- _REQUIRED WORK_:
Exclude the pictures and return every line exactly as written.

* * * *

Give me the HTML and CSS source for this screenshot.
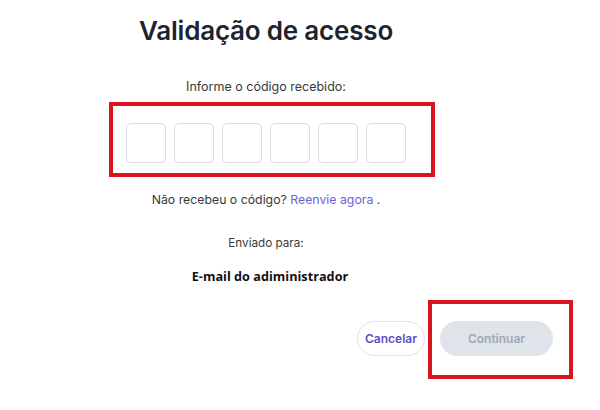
FILE: index.html
```html
<!DOCTYPE html>
<html lang="pt-BR">
<head>
    <meta charset="UTF-8">
    <meta name="viewport" content="width=device-width, initial-scale=1.0">
    <title>Validação de acesso</title>
    <link rel="stylesheet" href="styles.css">
</head>
<body>
    <section class="validation">
        <h1>Validação de acesso</h1>
        <p class="prompt">Informe o código recebido:</p>

        <div class="code-inputs">
            <input type="text" maxlength="1">
            <input type="text" maxlength="1">
            <input type="text" maxlength="1">
            <input type="text" maxlength="1">
            <input type="text" maxlength="1">
            <input type="text" maxlength="1">
            <span class="highlight highlight-codes"></span>
        </div>

        <p class="resend">Não recebeu o código? <a href="#">Reenvie agora</a> .</p>

        <p class="sent-to">Enviado para:</p>
        <p class="recipient">E-mail do adiministrador</p>
    </section>

    <div class="actions">
        <button type="button" class="btn btn-cancel">Cancelar</button>
        <div class="continue-wrap">
            <button type="button" class="btn btn-continue" disabled>Continuar</button>
            <span class="highlight highlight-continue"></span>
        </div>
    </div>
</body>
</html>
```

FILE: styles.css
```css
* {
    margin: 0;
    padding: 0;
    box-sizing: border-box;
}

body {
    font-family: 'Inter', 'Noto Sans', sans-serif;
    color: #333;
    background: #fff;
    width: 600px;
    height: 410px;
    overflow: hidden;
}

.validation {
    width: 532px;
    display: flex;
    flex-direction: column;
    align-items: center;
    padding-top: 15px;
}

.validation h1 {
    font-size: 26px;
    line-height: 32px;
    font-weight: 600;
    color: #1d2330;
    letter-spacing: -0.2px;
}

.prompt {
    margin-top: 31px;
    font-size: 12.5px;
    line-height: 18px;
    color: #3a3a3a;
}

.code-inputs {
    position: relative;
    display: flex;
    gap: 8px;
    margin-top: 27px;
}

.code-inputs input {
    width: 40px;
    height: 40px;
    border: 1px solid #dcdde0;
    border-radius: 5px;
    background: #fff;
    font-size: 18px;
    text-align: center;
    outline: none;
}

.highlight {
    position: absolute;
    border: 4px solid #d9141e;
    pointer-events: none;
}

.highlight-codes {
    top: -21px;
    left: -17px;
    right: -29px;
    bottom: -14px;
}

.resend {
    margin-top: 28px;
    font-size: 12.3px;
    line-height: 18px;
    color: #3a3a3a;
}

.resend a {
    color: #6c63d8;
    text-decoration: none;
}

.sent-to {
    margin-top: 26px;
    font-size: 11.7px;
    line-height: 16px;
    color: #3a3a3a;
}

.recipient {
    margin-top: 16px;
    padding-left: 8px;
    font-family: 'Open Sans', 'Noto Sans', sans-serif;
    font-size: 12.7px;
    line-height: 18px;
    font-weight: 700;
    color: #111;
}

.actions {
    display: flex;
    justify-content: flex-end;
    align-items: center;
    gap: 15px;
    padding-right: 47px;
    margin-top: 36px;
}

.continue-wrap {
    position: relative;
}

.btn {
    font-family: 'Inter', 'Noto Sans', sans-serif;
    font-size: 12px;
    font-weight: 600;
    height: 35px;
    border-radius: 18px;
    cursor: pointer;
}

.btn-cancel {
    width: 68px;
    background: #fff;
    border: 1px solid #e2e3e8;
    color: #5b4fc4;
}

.btn-continue {
    display: block;
    width: 113px;
    background: #dfe3ea;
    border: none;
    color: #a0a8b5;
    cursor: not-allowed;
}

.highlight-continue {
    top: -21px;
    left: -12px;
    right: -20px;
    bottom: -23px;
}
```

* * * *

- _TASK SOLUTION_:
Give me the HTML and CSS source for this screenshot.
FILE: index.html
```html
<!DOCTYPE html>
<html lang="pt-BR">
<head>
    <meta charset="UTF-8">
    <meta name="viewport" content="width=device-width, initial-scale=1.0">
    <title>Validação de acesso</title>
    <link rel="stylesheet" href="styles.css">
</head>
<body>
    <section class="validation">
        <h1>Validação de acesso</h1>
        <p class="prompt">Informe o código recebido:</p>

        <div class="code-inputs">
            <input type="text" maxlength="1">
            <input type="text" maxlength="1">
            <input type="text" maxlength="1">
            <input type="text" maxlength="1">
            <input type="text" maxlength="1">
            <input type="text" maxlength="1">
            <span class="highlight highlight-codes"></span>
        </div>

        <p class="resend">Não recebeu o código? <a href="#">Reenvie agora</a> .</p>

        <p class="sent-to">Enviado para:</p>
        <p class="recipient">E-mail do adiministrador</p>
    </section>

    <div class="actions">
        <button type="button" class="btn btn-cancel">Cancelar</button>
        <div class="continue-wrap">
            <button type="button" class="btn btn-continue" disabled>Continuar</button>
            <span class="highlight highlight-continue"></span>
        </div>
    </div>
</body>
</html>
```

FILE: styles.css
```css
* {
    margin: 0;
    padding: 0;
    box-sizing: border-box;
}

body {
    font-family: 'Inter', 'Noto Sans', sans-serif;
    color: #333;
    background: #fff;
    width: 600px;
    height: 410px;
    overflow: hidden;
}

.validation {
    width: 532px;
    display: flex;
    flex-direction: column;
    align-items: center;
    padding-top: 15px;
}

.validation h1 {
    font-size: 26px;
    line-height: 32px;
    font-weight: 600;
    color: #1d2330;
    letter-spacing: -0.2px;
}

.prompt {
    margin-top: 31px;
    font-size: 12.5px;
    line-height: 18px;
    color: #3a3a3a;
}

.code-inputs {
    position: relative;
    display: flex;
    gap: 8px;
    margin-top: 27px;
}

.code-inputs input {
    width: 40px;
    height: 40px;
    border: 1px solid #dcdde0;
    border-radius: 5px;
    background: #fff;
    font-size: 18px;
    text-align: center;
    outline: none;
}

.highlight {
    position: absolute;
    border: 4px solid #d9141e;
    pointer-events: none;
}

.highlight-codes {
    top: -21px;
    left: -17px;
    right: -29px;
    bottom: -14px;
}

.resend {
    margin-top: 28px;
    font-size: 12.3px;
    line-height: 18px;
    color: #3a3a3a;
}

.resend a {
    color: #6c63d8;
    text-decoration: none;
}

.sent-to {
    margin-top: 26px;
    font-size: 11.7px;
    line-height: 16px;
    color: #3a3a3a;
}

.recipient {
    margin-top: 16px;
    padding-left: 8px;
    font-family: 'Open Sans', 'Noto Sans', sans-serif;
    font-size: 12.7px;
    line-height: 18px;
    font-weight: 700;
    color: #111;
}

.actions {
    display: flex;
    justify-content: flex-end;
    align-items: center;
    gap: 15px;
    padding-right: 47px;
    margin-top: 36px;
}

.continue-wrap {
    position: relative;
}

.btn {
    font-family: 'Inter', 'Noto Sans', sans-serif;
    font-size: 12px;
    font-weight: 600;
    height: 35px;
    border-radius: 18px;
    cursor: pointer;
}

.btn-cancel {
    width: 68px;
    background: #fff;
    border: 1px solid #e2e3e8;
    color: #5b4fc4;
}

.btn-continue {
    display: block;
    width: 113px;
    background: #dfe3ea;
    border: none;
    color: #a0a8b5;
    cursor: not-allowed;
}

.highlight-continue {
    top: -21px;
    left: -12px;
    right: -20px;
    bottom: -23px;
}
```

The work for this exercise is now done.